Dilema Dalam Gerbong
KRL memang benar2 angkutan rakyat, tua muda, miskin kaya, jelek cantik... semuanya ada di dalam gerbong. Bahkan terkadang tidak hanya manusia saja yang ada, furniture (bangku bambu, lemari, sampai tangga) sampai hewan pun ada (yang baru aku lihat sih baru ayam dan kambing). Jadi ya maklum saja kalau naek krl....
Cuma saking merasa "memiliki" banyak juga para penumpang tak berkarcis, dan kita tidak bisa menduganya. Ada yang berpakaian lusuh tapi punya karcis, dan ada juga yang sudah berdandan manis ternyata hanya memberikan seribu rupiah ketika sang kondektur menagih. Jadi di dalam gerbong pun kita tidak bisa menuduh bahwa yang kumal pasti tidak punya karcis... belum tentu. Yang pasti kl kita sedang duduk dan menemukan orang2 seperti itu kita masih bisa cuek....

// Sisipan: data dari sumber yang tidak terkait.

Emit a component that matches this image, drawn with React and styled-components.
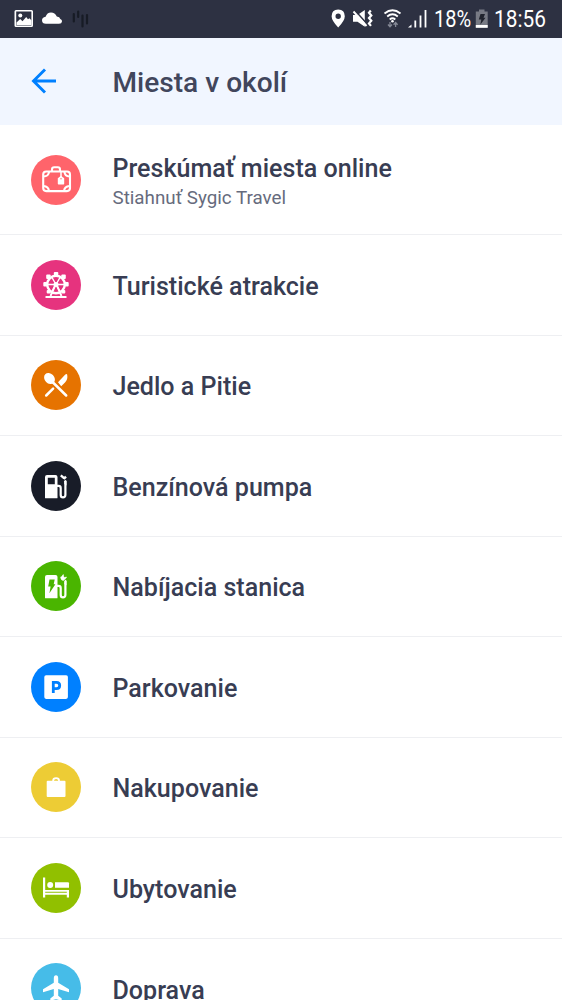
import React from 'react';
import styled, { createGlobalStyle } from 'styled-components';

const GlobalStyle = createGlobalStyle`
  * { box-sizing: border-box; }
  body { margin: 0; background: #fff; font-family: Roboto, "Noto Sans", sans-serif; }
`;

const Screen = styled.main`
  width: 562px;
  height: 1000px;
  overflow: hidden;
  background: #fff;
`;

const StatusBar = styled.div`
  height: 37.5px;
  display: flex;
  justify-content: space-between;
  background: #2d3142;
  color: #fff;
`;

const StatusIcons = styled.svg`
  display: block;
  width: ${(p) => p.$width}px;
  height: 37px;
  flex: none;
`;

const StatusGroup = styled.div`
  display: flex;
`;

const StatusText = styled.span`
  width: ${(p) => p.$width}px;
  font-size: 23px;
  line-height: 40px;
  white-space: nowrap;
  transform: scaleX(${(p) => p.$stretch});
  transform-origin: left;
`;

const Header = styled.header`
  height: 87.5px;
  display: flex;
  align-items: center;
  padding-left: 31px;
  background: #f1f6ff;
`;

const BackButton = styled.button`
  width: 81.5px;
  height: 26px;
  padding: 0;
  border: 0;
  background: none;
  text-align: left;
  svg { display: block; }
`;

const Title = styled.h1`
  margin: 4px 0 0;
  font-size: 28.1px;
  line-height: 36px;
  font-weight: 500;
  color: #41465c;
`;

const List = styled.ul`
  list-style: none;
  margin: 0;
  padding: 0;
`;

const Row = styled.li`
  height: ${(p) => (p.$tall ? 110 : 100.52)}px;
  display: flex;
  align-items: center;
  padding-left: 31px;
  border-bottom: 1px solid #eeeff2;
`;

const Badge = styled.svg`
  width: 50px;
  height: 50px;
  flex: none;
  margin-right: 31.5px;
  border-radius: 50%;
  background: ${(p) => p.$color};
`;

const Labels = styled.div`
  display: flex;
  flex-direction: column;
  padding-top: 4.3px;
`;

const Label = styled.span`
  font-size: 25.07px;
  line-height: 30px;
  font-weight: 500;
  color: #383d53;
`;

const Hint = styled.span`
  font-size: 18.8px;
  line-height: 24px;
  padding-top: 2px;
  color: #666b7d;
`;

const suitcase = (
  <g fill="none" stroke="#fff" strokeWidth="2.100">
    <rect x="12.200" y="16.500" width="26.800" height="19.600" rx="3" />
    <path d="M21 16.500v-2q0-2.200 2.200-2.200h3.600q2.200 0 2.200 2.200v2M18 17q-.5 4.500-5.500 4.500M12.500 31q5 .5 5.500 5M38.500 31q-5 .5-5.500 5M33.500 17q.3 4.200 5 4.500" />
    <path d="M30 17v6" strokeWidth="1.500" />
    <path d="M30 20.800l3.200 2.500v5.500q0 .7-.7.700h-5q-.7 0-.7-.7v-5.500z" fill="#fff" stroke="none" />
    <circle cx="30" cy="23.700" r=".7" fill="#ff646b" stroke="none" />
  </g>
);

const spokes = [0, 60, 120, 180, 240, 300];
const wheel = (
  <g fill="none" stroke="#fff">
    <circle cx="25" cy="24.500" r="8.800" strokeWidth="2.400" />
    {spokes.map((a) => (
      <g key={a} transform={`rotate(${a} 25 24.500)`}>
        <path d="M25 24.500h9" strokeWidth="1.400" />
      </g>
    ))}
    <g fill="#fff" stroke="none">
      <rect x="12.300" y="22" width="4.500" height="4.500" rx="1" />
      <rect x="33.200" y="22" width="4.500" height="4.500" rx="1" />
      <rect x="22.800" y="12" width="4.500" height="4" rx="1" />
      <rect x="15.200" y="14.500" width="4.500" height="4.500" rx="1" />
      <rect x="30.300" y="14.500" width="4.500" height="4.500" rx="1" />
      <rect x="15.700" y="30" width="4" height="3.500" rx="1" />
      <rect x="30.300" y="30" width="4" height="3.500" rx="1" />
      <circle cx="25" cy="24.500" r="2.500" />
      <path d="M15 36h20q.5 0 .5.500V38h-21v-1.500q0-.5.500-.5z" />
    </g>
    <path d="M24.300 25l-4.800 11M25.700 25l4.800 11" strokeWidth="1.900" />
  </g>
);

const cutlery = (
  <g fill="#fff">
    <ellipse cx="18.500" cy="18.500" rx="6" ry="4.800" transform="rotate(45 18.500 18.500)" />
    <path d="M20 20.500L35.200 35.500M15.200 35.500l6.900-6.900" stroke="#fff" strokeWidth="2.500" strokeLinecap="round" />
    <path d="M27 22.300l7.300-7.800q1.500-1.200 1.900.2.900 4.700-2.200 7.700l-3.800 3.800z" />
  </g>
);

const hose = (
  <path d="M26 24.800h1.500q2.200 0 2.200 2.200v7q0 2.400 2.300 2.400t2.400-2.400V19.800" fill="none" stroke="#fff" strokeWidth="2.200" />
);

const pump = (
  <g>
    <path fill="#fff" fillRule="evenodd" d="M16 14h8.500q2 0 2 2v20.700q0 .6-.6.6H14.700q-.7 0-.7-.6V16q0-2 2-2zM16.800 16.800v6.400h7v-6.400z" />
    {hose}
    <path fill="#fff" d="M34.200 18.700l1.300 1.200v4.500l-2.200-1.500v-2.700z" />
    <path fill="none" stroke="#fff" d="M29.800 14.300l3.500 3M35 15.600l-2.300 2.300" strokeWidth="2.400" />
  </g>
);

const charger = (
  <g>
    <path fill="#fff" d="M16 14h8.500q2 0 2 2v20.700q0 .6-.6.6H14.700q-.7 0-.7-.6V16q0-2 2-2z" />
    <path fill="#4ab500" d="M18.500 18.500h5.200l-1 4.700h1.700l-6 9 1.200-6.700h-2.400z" />
    {hose}
    <path fill="#fff" d="M29.300 16l2.700-1.600 2.800 3.100-2.300 2.200q-2.800-.2-3.200-3.700zM34 18.500l1.500 1.300v4.500l-2.200-1.300z" />
    <path stroke="#fff" strokeWidth="1.200" d="M31.400 15.300l1.200-1.600M34 17.300l1.500-1.300" />
  </g>
);

const parking = (
  <g>
    <rect x="13.300" y="13.300" width="23.600" height="23.600" rx="1.800" fill="#fff" />
    <path d="M22.300 31V20.400h3.200q3.200 0 3.200 3.100t-3.200 3.100h-3.200" fill="none" stroke="#0080ff" strokeWidth="2.800" />
  </g>
);

const bag = (
  <g>
    <path fill="#fff" d="M16.700 18.800h16.800q1 0 1 1v14.300q0 1-1 1H16.700q-1 0-1-1V19.800q0-1 1-1z" />
    <path d="M22.200 20v-1.500q0-2.400 2.900-2.400t2.900 2.400V20" fill="none" stroke="#fff" strokeWidth="1.800" />
  </g>
);

const bed = (
  <g fill="#fff">
    <path d="M12 14.500h2.200v12.500H38v7.500h-2.200v-2.800H14.200v2.800H12zM14.200 28.700v1.100h21.600v-1.100z" fillRule="evenodd" />
    <circle cx="19.200" cy="22" r="3" />
    <path d="M24 19.200h13q1 0 1 1v4.600H24z" />
  </g>
);

const plane = (
  <path fill="#fff" d="M25 12.300q2.200 0 2.200 3v4.400L38 26.200v3.100l-10.800-3.200v6.700l3.500 2.700v2.200L25 36.200l-5.700 1.500v-2.200l3.500-2.700v-6.700L12 29.300v-3.100l10.800-6.500v-4.400q0-3 2.200-3z" />
);

const categories = [
  { name: 'Preskúmať miesta online', hint: 'Stiahnuť Sygic Travel', color: '#ff646b', icon: suitcase },
  { name: 'Turistické atrakcie', color: '#e6337e', icon: wheel },
  { name: 'Jedlo a Pitie', color: '#e67300', icon: cutlery },
  { name: 'Benzínová pumpa', color: '#181c28', icon: pump },
  { name: 'Nabíjacia stanica', color: '#4ab500', icon: charger },
  { name: 'Parkovanie', color: '#0080ff', icon: parking },
  { name: 'Nakupovanie', color: '#edcc35', icon: bag },
  { name: 'Ubytovanie', color: '#91c000', icon: bed },
  { name: 'Doprava', color: '#46bce8', icon: plane },
];

export default function App() {
  return (
    <Screen>
      <GlobalStyle />
      <StatusBar>
        <StatusIcons $width={100} viewBox="0 0 100 37">
          <path fill="#fff" fillRule="evenodd" d="M16 10h15.500q1.500 0 1.500 1.500v14q0 1.500-1.500 1.500H16q-1.500 0-1.500-1.500v-14Q14.500 10 16 10zM16.200 11.500v14h15.200v-14z" />
          <circle cx="20.300" cy="15.500" r="2" fill="#fff" />
          <path fill="#fff" d="M16.500 25v-2.500l3.700-3.500 2.300 2.200 3.700-4.200 1.800 2.300 1.500-1 2 2.200V25z" />
          <path fill="#fff" d="M46 23.800q-4 0-4-3.500 0-3 3.600-3.600Q47 12.600 51 12.500q4 0 5.800 4 3 .2 3.500 2.500 2 .5 1.700 2.500-.2 2.300-3 2.300z" />
          <path stroke="#171b25" strokeWidth="2.200" strokeLinecap="round" d="M73.800 14v7.500M78.200 11.500V17M82.500 15.500v11M87 15v8.500" />
        </StatusIcons>
        <StatusGroup>
          <StatusIcons $width={104} viewBox="330 0 104 37">
            <path fill="#fff" fillRule="evenodd" d="M338.200 9.500q6.600.3 6.600 6.700 0 4.300-6.600 11.300-6.600-7-6.600-11.300 0-6.400 6.600-6.700zm0 4a2.700 2.700 0 1 0 0 5.400 2.700 2.700 0 0 0 0-5.400z" />
            <path fill="#fff" d="M353 15h4.500l7.300-5v16.800l-7.300-5H353z" />
            <path stroke="#2d3142" strokeWidth="1.800" d="M354.500 10l13 14.500" />
            <path stroke="#fff" strokeWidth="1.900" d="M353.500 11.500l13 14.500" />
            <path fill="none" stroke="#fff" strokeWidth="2.200" d="M370.800 10.500l-1.800 2.300 2.300 2.600-2.300 2.700 2.300 2.600-2.300 2.700 2 2.500" />
            <g fill="none" stroke="#fff" strokeWidth="1.800">
              <path d="M384.500 13.500q8-6.500 16 0M387.200 16.500q5.300-4.500 10.600 0M389.700 19.500q2.800-2.400 5.600 0" />
            </g>
            <circle cx="392.500" cy="21.300" r="1.300" fill="#fff" />
            <path fill="none" stroke="#858996" strokeWidth="1.300" d="M390 22v4.500M388 24.500l2 2.200 2-2.200M395.600 27v-4.500M393.600 24.700l2-2.200 2 2.200" />
            <path stroke="#fff" strokeWidth="1.800" d="M415.300 20.500v7M420.500 15.500v12M425.500 10v17.500" />
            <path fill="#fff" d="M408 27.500l3.500-3v3z" />
          </StatusIcons>
          <StatusText $width={40} $stretch={0.87}>18%</StatusText>
          <StatusIcons $width={20} viewBox="474 0 20 37">
            <path fill="#777a84" d="M479 9.500h5.500v2h3.200v16H475.800v-16h3.200z" />
            <path fill="#20232d" d="M480.500 14h4.500l-1.500 3.700h2l-5.200 7 1-5.200h-2.500z" />
            <path fill="#fff" d="M475.800 25h11.900v2.800h-11.900z" />
          </StatusIcons>
          <StatusText $width={68} $stretch={0.905}>18:56</StatusText>
        </StatusGroup>
      </StatusBar>
      <Header>
        <BackButton aria-label="Späť">
          <svg width="26" height="26" viewBox="0 0 26 26" fill="none" stroke="#0080ff" strokeWidth="2.900">
            <path d="M25 13H2.500M14 1.500L2.500 13 14 24.500" />
          </svg>
        </BackButton>
        <Title>Miesta v okolí</Title>
      </Header>
      <List>
        {categories.map((item) => (
          <Row key={item.name} $tall={Boolean(item.hint)}>
            <Badge $color={item.color} viewBox="0 0 50 50">{item.icon}</Badge>
            <Labels>
              <Label>{item.name}</Label>
              {item.hint && <Hint>{item.hint}</Hint>}
            </Labels>
          </Row>
        ))}
      </List>
    </Screen>
  );
}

Nah, dilema akan muncul pada saat di depan kita ada nenek2 yang berdiri (atau orang tua lah, yang kita anggap sudah lemah) dan kita tahu serta paham bahwa beliau neh tidak pernah punya karcis. Bukan karena tidak ada uang, tapi memang kebiasaan. Nah bagaimana tindakan kita? Sebagai manusia yang sosial (apalagi taat beragama) tentu kita ingin sekali memberikan kesempatan sang nenek tersebut duduk. Biar tidak ada karma yang menghukum, begitulah kira2 yang ada dalam pikiran kita. Tapi ketika kita tahu bahwa si nenek yang tidak pernah beli karcis ini duduk, padahal masih ada orang2 yang "agak butuh" tapi membeli karcis.... akankah kita memberikan duduk? Biar bagaimanapun tidak membeli karcis adalah salah, ditambah lagi menyogok kondektur dengan seribuan.... Hemm, dilema kan!
Ingat cerita/kuis ttg suatu desa yang kebanjiran dimana tersisa 3 orang yang harus ditolong oleh kita. Ketiga2nya tidak bisa berenang dan sudah tidak mampu lagi bertahan... telat sedikit mereka akan meninggal. Sedangkan regu penolong cuma diri kita sendiri, tidak bisa menunggu bantuan datang. Suasana bertambah ekstrim karena tidak ada alat/benda yang bisa dijadikan alat pertolongan. Artinya kita harus memilih di antara ketiga korban tersebut untuk diselamatkan. Ketiga korban tersebut adalah pemuka agama yang terlihat oleh kita kebaikannya (sholeh lah kl kata orang islam), seorang kakek yang sudah tidak punya tenaga, dan yang terakhir seorang pelacur yang tidak bisa berenang. Nah, mana yang anda akan pilih untuk diselamatkan?
Nah kasus dalam cerita tersebut dapat disamakan ketika dilema dengan sang nenek terjadi. Pilihan ada di dalam kita, dan masing2 tidak bisa saling menyalahkan selama alasan yang kita ambil memang dari dalam diri... bukan ikut2an orang lain. Anda memberikan tempat duduk anda kepada nenek itu, silahkan karena kita sebagai manusia juga punya jiwa sosial: ingin menolong yang lemah. Anda tetap duduk karena berkarcis atau memberikan kepada orang lain yang berkarcis juga, silahkan... tidak ada larangan. Prinsipnya anda ingin aturan dahulu yang ditegakkan... bukan karena anda sedang mengalami kesempitan, maka anda bisa mendapatkan keringanan. Tunaikan kewajiban dahulu, baru kita bisa meminta hak....
Jadi... semua ada di dalam hati anda. Bijaksanalah... Tidak ada tindakan salah bila kasus ini terjadi dalam diri anda.